Data Retriever is written purely in python. The Python interface provides the core functionality supported by the CLI (Command Line Interface).

Installation¶

The installation instructions for the CLI and module are the same. Links have been provided below for convenience.

Instructions for installing from binaries project website.
Instructions for installing from source install from Source.

Note: The python interface requires version 2.1 and above.

Tutorial¶

Importing retriever

>>> import retriever

In this tutorial, the module will be referred to as rt.

>>> import retriever as rt

List Datasets¶

Listing available datasets using dataset_names function. The function returns a list of all the currently available scripts.

>>> rt.dataset_names()

['abalone-age',
 'antarctic-breed-bird',
 .
 .
 'wine-composition',
 'wine-quality']

For a more detailed description of the scripts installed in retriever, the datasets function can be used. This function returns a list of Scripts objects.

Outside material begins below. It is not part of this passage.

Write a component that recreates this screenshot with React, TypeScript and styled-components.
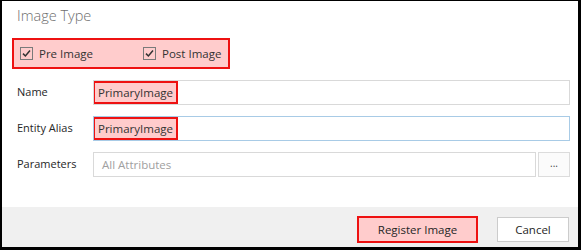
import styled, { createGlobalStyle } from 'styled-components';

const GlobalStyle = createGlobalStyle`
    html, body {
        margin: 0;
        padding: 0;
        background: #ffffff;
    }
    * {
        box-sizing: border-box;
    }
`

const Frame = styled.div`
    width: 581px;
    height: 250px;
    display: flex;
    flex-direction: column;
    border-style: solid;
    border-color: #000000;
    border-width: 1px 3px 3px 2px;
    font-family: "Open Sans", "Noto Sans", sans-serif;
    font-size: 11px;
    color: #262626;
    background: #ffffff;
`

const Body = styled.div`
    flex: 1;
    display: flex;
    flex-direction: column;
    padding: 5px 8px 0 15px;
`

const Title = styled.div`
    font-size: 14.5px;
    font-weight: 300;
    line-height: 20px;
    color: #6e6e6e;
`

// red annotation around the checkbox group
const Highlight = styled.div`
    display: flex;
    align-items: center;
    gap: 50px;
    width: 218px;
    height: 31px;
    margin: 12px 0 0 -5px;
    padding: 0 6px;
    background: #ffcccc;
    border: 2px solid #ee1111;
`

const CheckLabel = styled.label`
    display: flex;
    align-items: center;
    gap: 6px;
    white-space: nowrap;
    font-size: 11.5px;
    color: #333333;
`

const Box = styled.span`
    width: 13px;
    height: 13px;
    border: 1px solid #7a7a7a;
    display: flex;
    align-items: center;
    justify-content: center;
`

const Fields = styled.div`
    display: flex;
    flex-direction: column;
    gap: 11px;
    margin-top: 11px;
`

const Row = styled.div`
    display: flex;
    align-items: flex-start;
`

const Label = styled.div`
    width: 76px;
    padding-top: 5px;
    line-height: 14px;
    white-space: nowrap;
    color: #262626;
`

const Field = styled.div<{ focused?: boolean }>`
    flex: 1;
    height: 25px;
    display: flex;
    align-items: center;
    border: 1px solid ${({ focused }) => focused ? '#a8cbe6' : '#d9d9d9'};
    background: #ffffff;
    overflow: hidden;
`

const Marked = styled.span`
    height: 100%;
    display: flex;
    align-items: center;
    padding: 0 3px;
    margin: -1px 0 0 -1px;
    background: #ffcccc;
    border: 2px solid #ee1111;
    font-size: 11.5px;
    color: #333333;
`

const Placeholder = styled.span`
    padding-left: 8px;
    color: #a0a0a0;
    font-size: 11.5px;
`

const Browse = styled.button`
    width: 32px;
    height: 25px;
    margin-left: 2px;
    border: 1px solid #dcdcdc;
    background: #fbfbfb;
    color: #444444;
    font-family: inherit;
    font-size: 10px;
    padding: 0 0 4px;
`

const Footer = styled.div`
    height: 40px;
    display: flex;
    justify-content: flex-end;
    align-items: flex-start;
    gap: 19px;
    padding: 9px 9px 0 0;
    background: #f0f0f0;
`

const Button = styled.button<{ marked?: boolean }>`
    width: ${({ marked }) => marked ? '121px' : '72px'};
    height: ${({ marked }) => marked ? '27px' : '25px'};
    margin-top: ${({ marked }) => marked ? '0' : '1px'};
    border: ${({ marked }) => marked ? '2px solid #ee1111' : '1px solid #cccccc'};
    background: ${({ marked }) => marked ? '#ffcccc' : '#ffffff'};
    font-family: inherit;
    font-size: 11.5px;
    color: #262626;
    padding: 0;
`

const Check = () => (
    <Box>
        <svg width="9" height="9" viewBox="0 0 9 9">
            <path d="M1 4.6 L3.4 7 L8 1.6" fill="none" stroke="#333333" strokeWidth="1.5" />
        </svg>
    </Box>
)

export default function App() {
    return (
        <Frame>
            <GlobalStyle />
            <Body>
                <Title>Image Type</Title>
                <Highlight>
                    <CheckLabel><Check />Pre Image</CheckLabel>
                    <CheckLabel><Check />Post Image</CheckLabel>
                </Highlight>
                <Fields>
                    <Row>
                        <Label>Name</Label>
                        <Field><Marked>PrimaryImage</Marked></Field>
                    </Row>
                    <Row>
                        <Label>Entity Alias</Label>
                        <Field focused><Marked>PrimaryImage</Marked></Field>
                    </Row>
                    <Row>
                        <Label>Parameters</Label>
                        <Field><Placeholder>All Attributes</Placeholder></Field>
                        <Browse>...</Browse>
                    </Row>
                </Fields>
            </Body>
            <Footer>
                <Button marked>Register Image</Button>
                <Button>Cancel</Button>
            </Footer>
        </Frame>
    )
}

From these objects, we can access the available Script’s attributes as follows.

>>> for dataset in rt.datasets():
      print(dataset.name)

abalone-age
airports
amniote-life-hist
antarctic-breed-bird
aquatic-animal-excretion
.
.

There are a lot of different attributes provided in the Scripts class. Some notably useful ones are:

- name
- citation
- description
- keywords
- title
- urls
- version

You can add more datasets locally by yourself. Adding dataset documentation.

Update Datasets¶

If there are no scripts available, or you want to update scripts to the latest version, check_for_updates will download the most recent version of all scripts.

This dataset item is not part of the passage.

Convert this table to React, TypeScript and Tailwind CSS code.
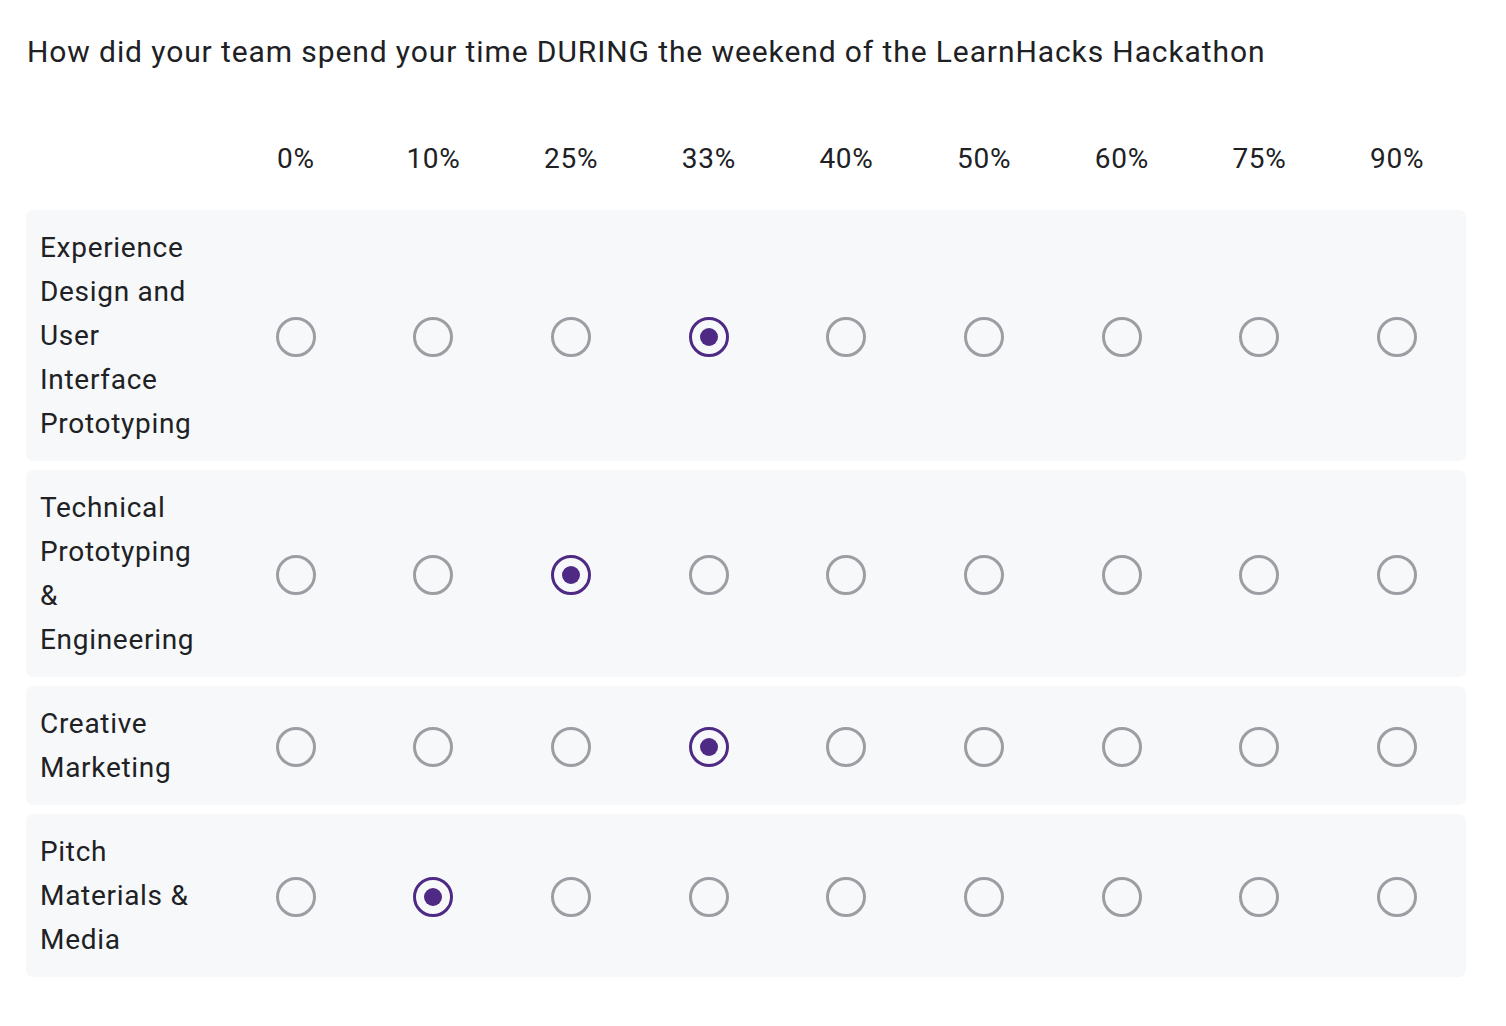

>>> rt.check_for_updates()

Downloading scripts...
Download Progress: [####################] 100.00%
The retriever is up-to-date

Downloading recipes for all datasets can take a while depending on the internet connection.

Download Datasets¶

To directly download datasets without cleaning them use the download function

def download(dataset, path='./', quiet=False, subdir=False, debug=False):

A simple download for the iris dataset can be done using the following.

>>> rt.download("iris")

Output:

=> Downloading iris

Downloading bezdekIris.data...
100%  0 seconds Copying bezdekIris.data

The files will be downloaded into your current working directory by default. You can change the default download location by using the path parameter. Here, we are downloading the NPN dataset to our Desktop directory

>>> rt.download("NPN","/Users/username/Desktop")

Output:

=> Downloading NPN

Downloading 2009-01-01.xml...
11  MBB
Downloading 2009-04-02.xml...
42  MBB
.
.

path (String): Specify dataset download path.

quiet  (Bool): Setting True minimizes the console output.

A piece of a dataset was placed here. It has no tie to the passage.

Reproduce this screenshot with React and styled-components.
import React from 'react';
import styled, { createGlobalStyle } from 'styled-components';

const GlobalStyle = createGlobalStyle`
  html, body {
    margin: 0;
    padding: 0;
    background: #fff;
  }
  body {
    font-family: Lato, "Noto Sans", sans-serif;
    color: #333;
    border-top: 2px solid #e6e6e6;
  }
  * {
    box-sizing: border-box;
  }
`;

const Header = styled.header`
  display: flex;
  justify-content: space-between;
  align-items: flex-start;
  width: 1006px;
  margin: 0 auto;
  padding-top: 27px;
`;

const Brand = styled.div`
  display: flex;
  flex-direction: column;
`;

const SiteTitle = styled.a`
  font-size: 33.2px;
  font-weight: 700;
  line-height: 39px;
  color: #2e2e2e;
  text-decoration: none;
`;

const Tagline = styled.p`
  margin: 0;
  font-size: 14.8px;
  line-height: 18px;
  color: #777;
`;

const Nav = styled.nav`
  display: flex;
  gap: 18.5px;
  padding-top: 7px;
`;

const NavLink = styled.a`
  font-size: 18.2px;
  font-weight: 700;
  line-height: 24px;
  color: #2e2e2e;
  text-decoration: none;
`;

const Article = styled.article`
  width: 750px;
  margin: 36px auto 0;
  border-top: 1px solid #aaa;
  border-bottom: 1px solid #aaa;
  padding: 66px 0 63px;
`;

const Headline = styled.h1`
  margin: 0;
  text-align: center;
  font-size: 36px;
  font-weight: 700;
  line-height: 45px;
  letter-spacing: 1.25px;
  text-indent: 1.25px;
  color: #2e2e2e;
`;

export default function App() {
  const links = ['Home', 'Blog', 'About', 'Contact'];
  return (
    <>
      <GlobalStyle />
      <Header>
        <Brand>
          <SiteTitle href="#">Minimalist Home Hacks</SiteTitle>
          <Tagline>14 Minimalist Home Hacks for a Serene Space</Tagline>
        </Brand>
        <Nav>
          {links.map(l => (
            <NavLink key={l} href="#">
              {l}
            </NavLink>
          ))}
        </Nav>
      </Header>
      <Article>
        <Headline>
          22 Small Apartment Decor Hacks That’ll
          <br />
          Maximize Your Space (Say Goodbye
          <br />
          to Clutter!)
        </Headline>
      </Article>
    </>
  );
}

subdir (Bool): Setting True keeps the subdirectories for archived files.

debug  (Bool): Setting True helps in debugging in case of errors.

Install Datasets¶

Retriever supports installation of datasets into 7 major databases and file formats.

- csv
- json
- msaccess
- mysql
- postgres
- sqlite
- xml

There are separate functions for installing into each of the 7 backends:

def install_csv(dataset, table_name=None, compile=False, debug=False,
            quiet=False, use_cache=True):

def install_json(dataset, table_name=None, compile=False,
             debug=False, quiet=False, use_cache=True, pretty=False):

def install_msaccess(dataset, file=None, table_name=None,
                 compile=False, debug=False, quiet=False, use_cache=True):

def install_mysql(dataset, user='root', password='', host='localhost',
              port=3306, database_name=None, table_name=None,
              compile=False, debug=False, quiet=False, use_cache=True):

def install_postgres(dataset, user='postgres', password='',
                 host='localhost', port=5432, database='postgres',
                 database_name=None, table_name=None,
                 compile=False, debug=False, quiet=False, use_cache=True):

def install_sqlite(dataset, file=None, table_name=None,
               compile=False, debug=False, quiet=False, use_cache=True):

def install_xml(dataset, table_name=None, compile=False, debug=False,
            quiet=False, use_cache=True):

A description of default parameters mentioned above:

compile         (Bool): Setting True recompiles scripts upon installation.

database_name (String): Specify database name. For postgres, mysql users.

debug           (Bool): Setting True helps in debugging in case of errors.

file          (String): Enter file_name for database. For msaccess, sqlite users.

host          (String): Specify host name for database. For postgres, mysql users.

password      (String): Specify password for database. For postgres, mysql users.

port             (Int): Specify the port number for installation. For postgres, mysql users.

pretty          (Bool): Setting True adds indentation in JSON files.

quiet           (Bool): Setting True minimizes the console output.

table_name    (String): Specify the table name to install.

use_cache       (Bool): Setting False reinstalls scripts even if they are already installed.

user          (String): Specify the username. For postgres, mysql users.

Examples to Installing Datasets:

Here, we are installing the dataset wine-composition as a CSV file in our current working directory.

rt.install_csv("wine-composition")

=> Installing wine-composition

Downloading wine.data...
100%  0 seconds Progress: 178/178 rows inserted into ./wine_composition_WineComposition.csv totaling 178

The installed file is called wine_composition_WineComposition.csv

Similarly, we can download any available dataset as a JSON file:

rt.install_json("wine-composition")

=> Installing wine-composition

Progress: 178/178 rows inserted into ./wine_composition_WineComposition.json totaling 17

The wine-composition dataset is now installed as a JSON file called wine_composition_WineComposition.json in our current working directory.